Most of the Overlanders left the country in the spring of 1863, having never mined for gold.
Thomas McMicking may have never found fortune, but he did find a new home.
He briefly worked in a shingle mill. He then wrote a narrative of his journey that was published in the British Columbian, the newspaper in town, in a series of articles from Nov. 29, 1862, to Jan. 23, 1863.
In 1864, he was appointed the town clerk for New Westminster, and became the deputy sheriff two years later. On June 26, 1866, he organized a home guard due to the Fenian Raids occurring in eastern Canada.
The Fenian Brotherhood were part of a movement to secure Ireland’s independence from Britain.

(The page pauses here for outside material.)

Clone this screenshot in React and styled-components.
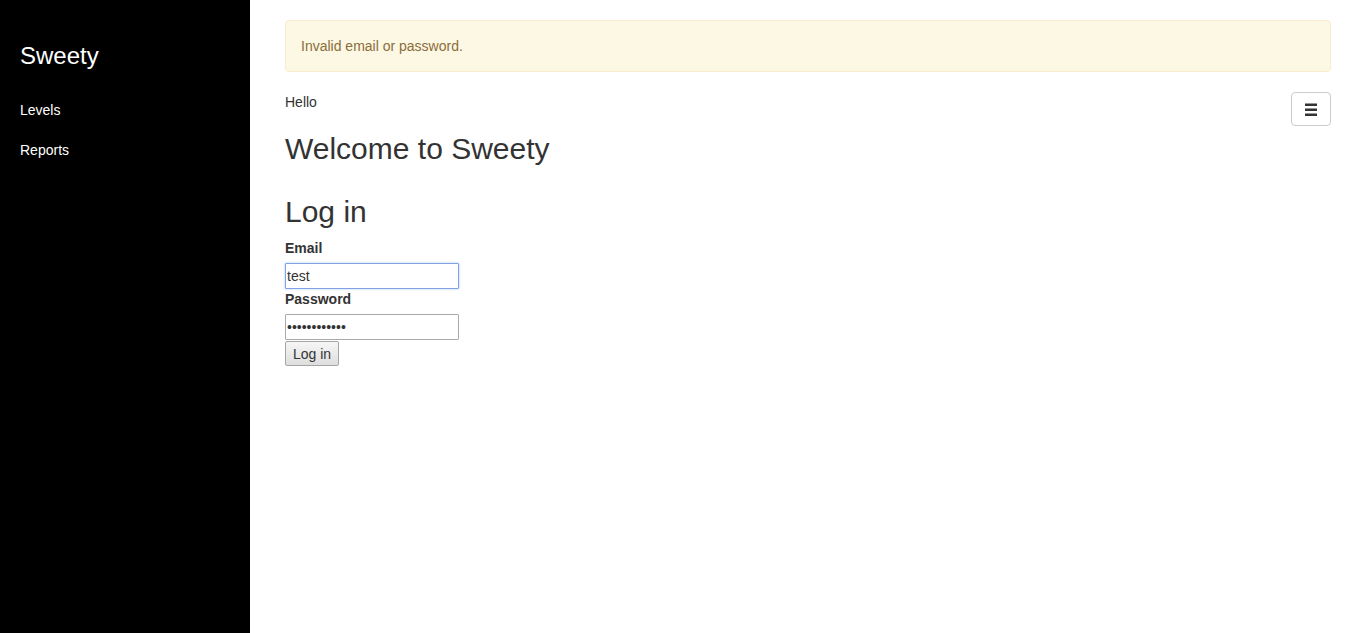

From the United States, the Fenians attacked Canada in the early-1860s in the hopes of diverting resources from Britain to Canada and aid the Irish cause across the Atlantic.
The raids never went farther west than the Great Lakes, but nonetheless McMicking became a First Lieutenant in the home guard.
Sadly, his story was cut far too short.
On Aug. 25, 1866, he was visiting a friend in New Westminster when his six-year-old son William fell into the Fraser River. McMicking dove in to rescue his son but was swept away in the water. Both lost their lives.
But what happened to the Schuberts?
Augustus and Catherine Schubert remained in British Columbia where two other children Charles and Nora were born.
Catherine ran an inn and restaurant, while Augustus panned for gold.
He didn’t have much success, but Catherine became a staple of the local community of Lillooet. She taught local children to read and assisted in midwifery in the region.
Eventually in 1881, the family built a school on their property and hired a teacher.
And that is where they remained for decades, until tragedy struck.
While working in 1908, Augustus fell off a ladder and died.
Catherine sold the farm and moved to Armstrong, British Columbia where she remained until her own death in 1918.
Today, a memorial honours the Schubert family in Armstrong, which states that they were brave and notable pioneers.
There is a statue in Kamloops of Augustus and Catherine with their children, and Schubert Drive in the city is named for them.